Variegated Yarn, Part 4: Picking the Right Yarn for the Pattern and Vice Versa

The ultimate goal of this series on variegated yarn is to provide helpful information when deciding how to pair variegated yarn with a pattern.

In general, it is best to use variegated yarn with projects that make use of simpler stitches – you can use busy yarn or busy stitch work, but you shouldn’t use both. In addition to this guideline, you should take into account the type of variegated yarn (i.e. short patterning, long patterning, self striping, etc., as discussed in the last post) and the shaping (or lack thereof) in the pattern. A pattern with little or no shaping (such as increases and decreases) will result in regular color patterning just like the swatches in the previous posts. A pattern with lots of shaping will result in a more random assortment of color patterning.

The following examples show cases where I believe I have successfully coupled variegated yarn and a pattern.

This seat cushion uses short patterning variegated yarn and no shaping. This project is crocheted back and forth in rows, with one row of double crochet followed by a row of single crochet. Because the double crochet rows are wider, their colors stand out, and a diagonal striped pattern is visible (instead of the zigzag pattern normally expected when working back and forth in rows).

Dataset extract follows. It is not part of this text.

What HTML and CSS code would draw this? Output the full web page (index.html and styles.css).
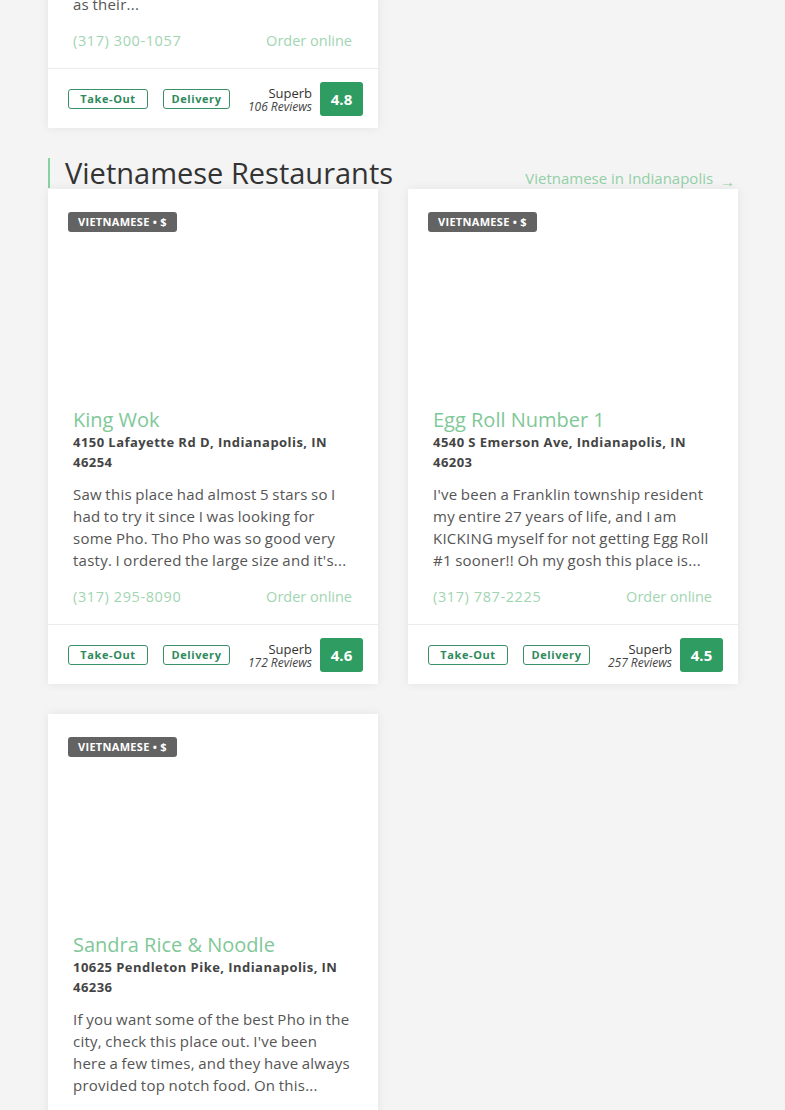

The next example shows a portion of a baby blanket made with short patterning variegated yarn. The blanket itself is square, so there is no shaping. However, each row uses a different amount of closed and open work than the adjacent rows, so the colors form a more random pattern instead of the usual zigzag expected of this yarn.


These socks are made with self-striping yarn. A little openwork patterning is done on the sides.


Short patterning yarn is used for this vest, which is knitted back and forth in rows.  A simple lacy pattern and some shaping combine to allow the colors a bit of freedom in their patterning.  (By the way, the knitting pattern for this vest is available in my etsy store.)


In the last example, self-striping yarn is used in a pattern that requires a lot of shaping.  I’m developing the beret seen below as a way to use self-striping yarn to get more than just stripes.


These are just some of the ways that I have used variegated yarn.  Over the years I have made many mistakes when forcing a yarn I love to go with a pattern I love even if the two don’t go together.  Spending time thinking about how the colors will play out (using the basic principle presented in the previous posts) and, yes, making swatches are important steps in determining if you have the right yarn for the project – or the right project for the yarn.

What are your success stories in using variegated yarn?  I’d love to see and hear about your variegated yarn projects!